There is, of course, a thin line between “cannot be won” and “utterly pointless,” and it can be a hard one to walk. Stray too far towards the pointless side, and you risk putting your players on a railroad.

If you’ve not encountered this term before, a railroad is an RPG plot that cannot be deviated from. It chugs along its predetermined route, and nothing the players do can shift it from this path.

This is usually considered a bad thing to have in your game.

An encounter with a particularly powerful enemy can easily feel very railroad-ey. A large factor in this is the sheer fact that the enemy so badly outclasses the heroes. If the gulf in strength is so great that the party can’t really influence the foe’s behaviour, how can they hope to have agency on the story that surrounds that foe?

The ultimate form of this kind of railroad is the “supposed-to-lose” fight, where what should be a pivotal battle is reduced to a videogame cut-scene. Nothing the players do can possibly change the result, or stop the enemy acting out whatever evil scheme you’ve planned for them.

This can be fun for the GM, but it’s agony for the players. From personal experience, I know that sitting at the table and rolling dice that you know won’t change anything meaningful in the game is a wonderful way to lose all interest in a campaign.

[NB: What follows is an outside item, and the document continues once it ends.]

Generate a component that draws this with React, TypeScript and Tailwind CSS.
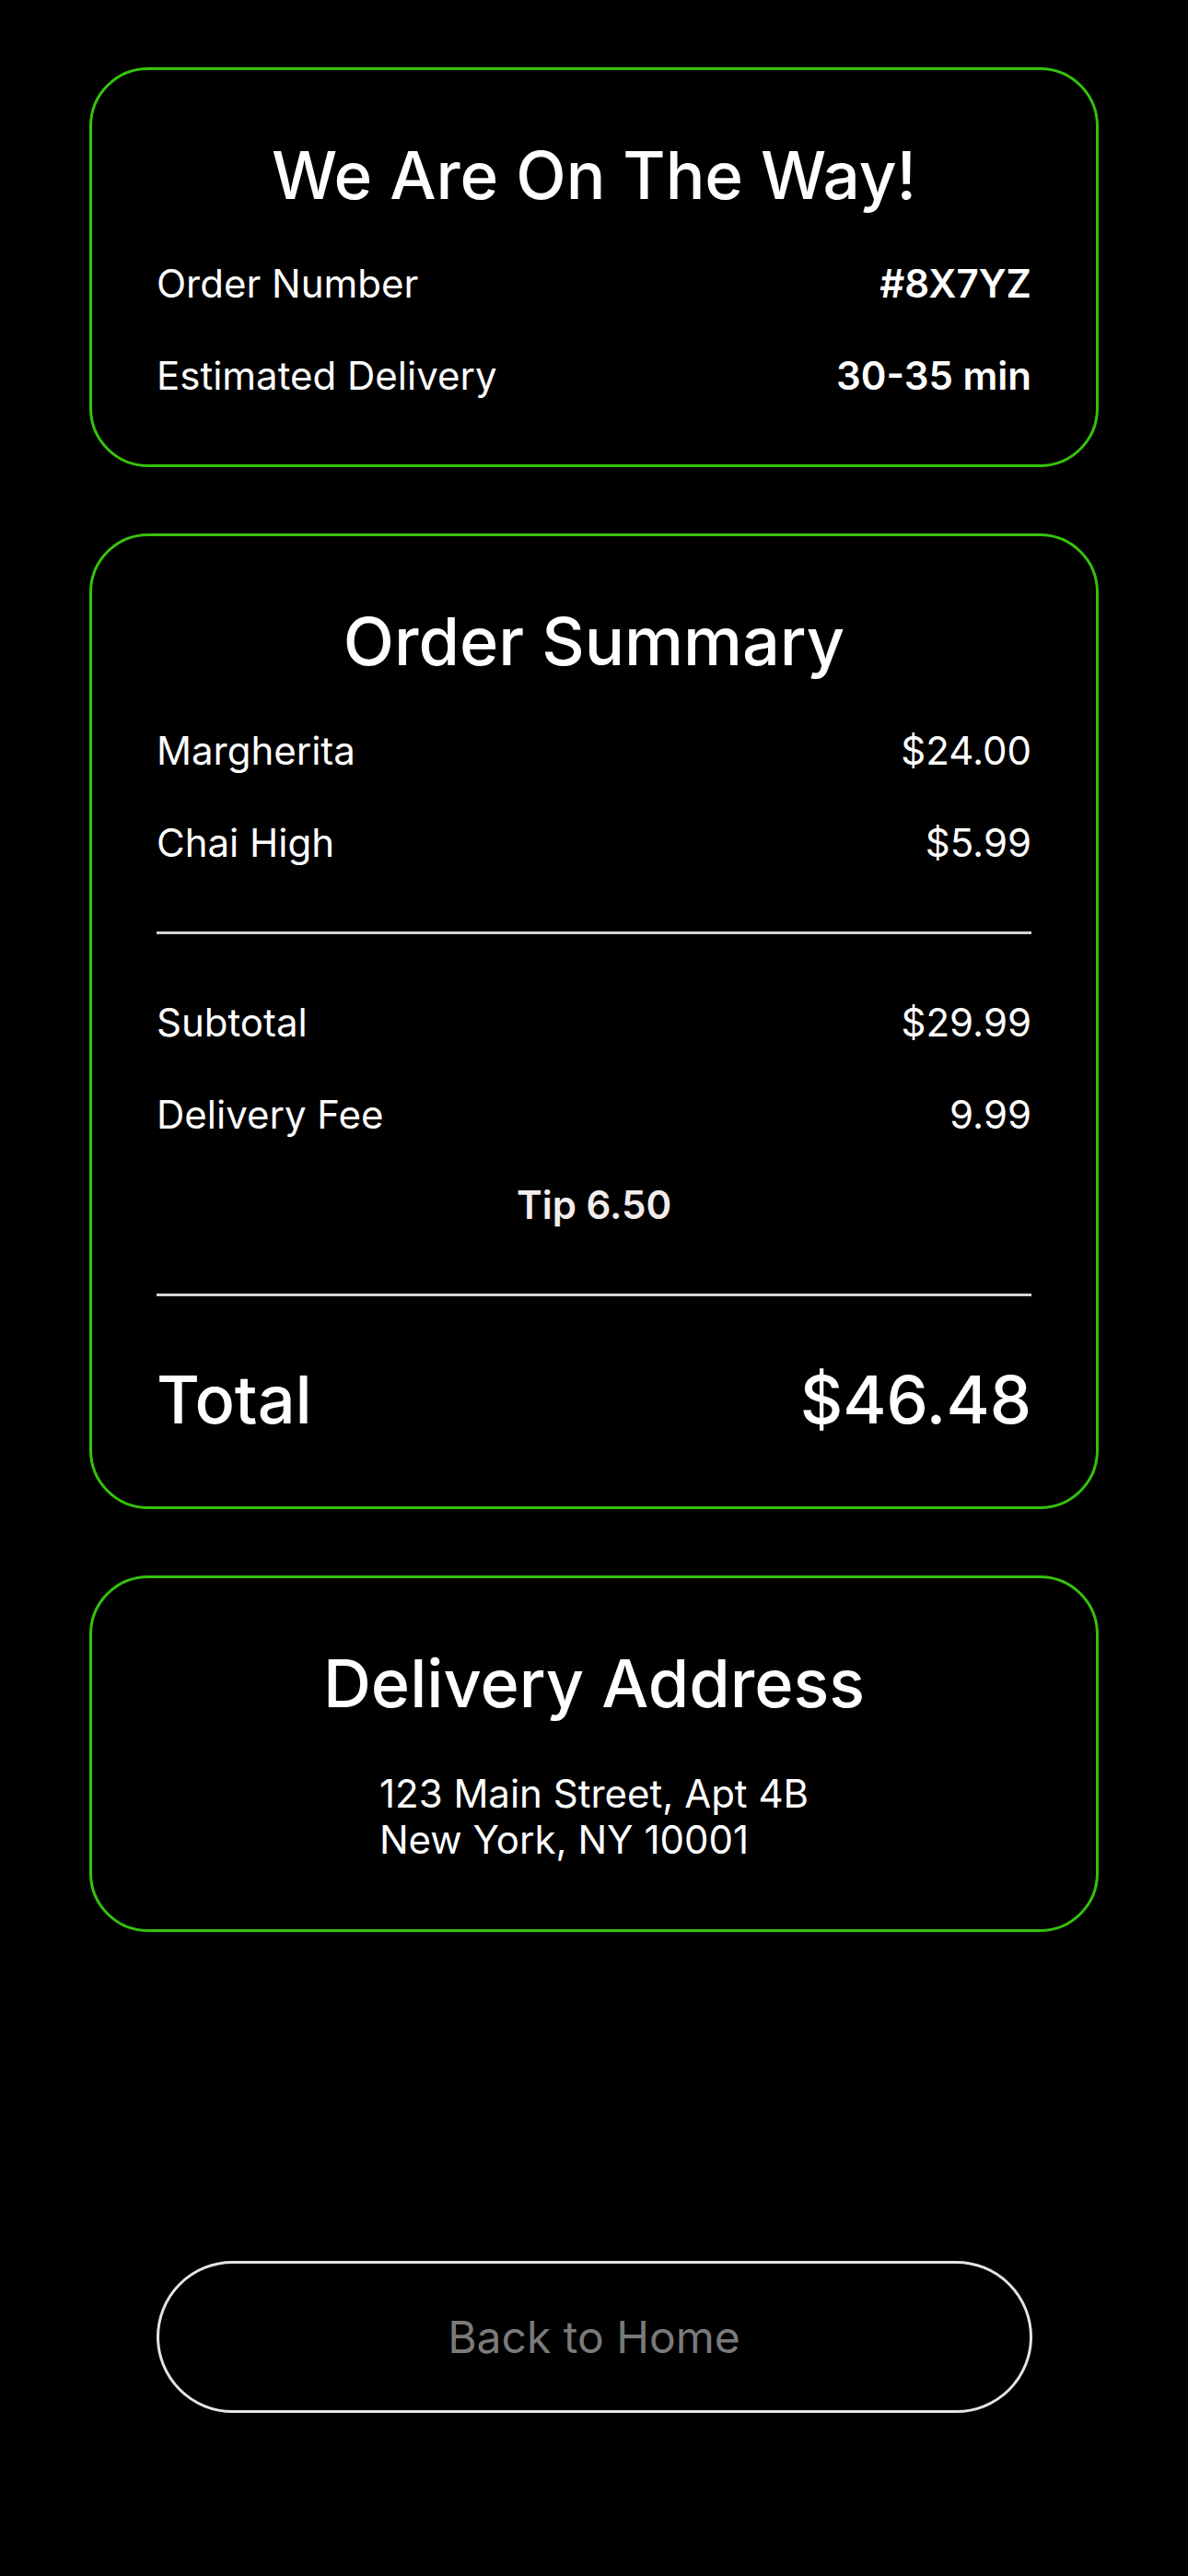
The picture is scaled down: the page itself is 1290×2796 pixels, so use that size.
import React from "react";

const font = { fontFamily: "Inter, 'Noto Sans', sans-serif" };

function Row({ label, value, strong }: { label: string; value: string; strong?: boolean }) {
  return (
    <div className="flex items-center justify-between text-[42px] leading-[60px]">
      <span>{label}</span>
      <span className={strong ? "font-semibold" : ""}>{value}</span>
    </div>
  );
}

function Card({ children, pb }: { children: React.ReactNode; pb: string }) {
  return (
    <section className={`rounded-[64px] border-[3px] border-[#35c20c] px-[70px] pt-[60px] ${pb}`}>{children}</section>
  );
}

export default function App() {
  return (
    <div className="min-h-screen bg-black text-white" style={font}>
      <div className="flex flex-col px-[97px] pt-[73px]">
        <Card pb="pb-[66px]">
          <h1 className="text-center text-[71px] font-medium leading-[108px]">We Are On The Way!</h1>
          <div className="mt-[34px] flex flex-col gap-10">
            <Row label="Order Number" value="#8X7YZ" strong />
            <Row label="Estimated Delivery" value="30-35 min" strong />
          </div>
        </Card>

        <div className="mt-[72px]">
          <Card pb="pb-[62px]">
            <h2 className="text-center text-[72px] font-medium leading-[108px]">Order Summary</h2>
            <div className="mt-[35px] flex flex-col gap-10">
              <Row label="Margherita" value="$24.00" />
              <Row label="Chai High" value="$5.99" />
            </div>
            <hr className="my-[66px] border-t-[3px] border-[#d4d4d4]" />
            <div className="flex flex-col gap-10">
              <Row label="Subtotal" value="$29.99" />
              <Row label="Delivery Fee" value="9.99" />
              <p className="-mt-[2px] text-center text-[42px] font-semibold leading-[60px] text-[#f3ecec]">Tip 6.50</p>
            </div>
            <hr className="mb-[58px] mt-[66px] border-t-[3px] border-[#d4d4d4]" />
            <div className="flex items-center justify-between text-[72px] font-medium leading-[108px]">
              <span>Total</span>
              <span>$46.48</span>
            </div>
          </Card>
        </div>

        <div className="mt-[72px]">
          <Card pb="pb-[72px]">
            <h2 className="text-center text-[72px] font-medium leading-[108px]">Delivery Address</h2>
            <div className="mt-[41px] flex justify-center">
              <p className="text-left text-[42px] leading-[50px]">
                123 Main Street, Apt 4B
                <br />
                New York, NY 10001
              </p>
            </div>
          </Card>
        </div>

        <div className="mt-[357px] flex justify-center">
          <button className="h-[165px] w-[951px] rounded-full border-[3px] border-[#e4e4e4] bg-black text-[48px] text-[#7a7a7a]">
            Back to Home
          </button>
        </div>
      </div>
    </div>
  );
}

One of the best ways to avoid this kind of misery is to leave the players with at least some chance of making a tangible impact. Sure, they won’t defeat the ancient dragon burning the city, but they can rescue some NPCs from a burning building. They don’t stand a chance of holding back the resurrected dark god, but if they survive three rounds of combat then the rest of the characters have time to escape.

Okay, they won’t ever defeat the all-powerful entity that you’ve got lined up for the end-of-campaign boss fight, but if they roll a critical or two they might be able to make it bleed a little. Or maybe something a little more impressive than that.

LEVELS AIN’T EVERYTHING

If there was one piece of advice I could share with every new GM out there, it would be to never make assumptions about what your party can and will do.

Necessity is the mother of all invention, and if you put your heroes in a corner you will be utterly astonished at how creative they can be. Throw your party into a battle with an impossible-to-defeat god and they’ll comb character sheets for old magic items that might be able to trap them, or slow them down. They’ll think up ways to collapse the city on them, or dig a really big pit. Players will lean fully into the spirit of Call of Cthulhu and ram your eldritch abomination with the spar of a sailing ship.

Simply having the bigger numbers doesn’t always mean that your unbeatable bad guys will be able to win, and if the plan is clever enough – and the dice lucky enough – don’t be afraid to give your players a taste of victory.

If nothing else, it only makes the story hit a little harder when you kick their arse across the dimensions two rounds later.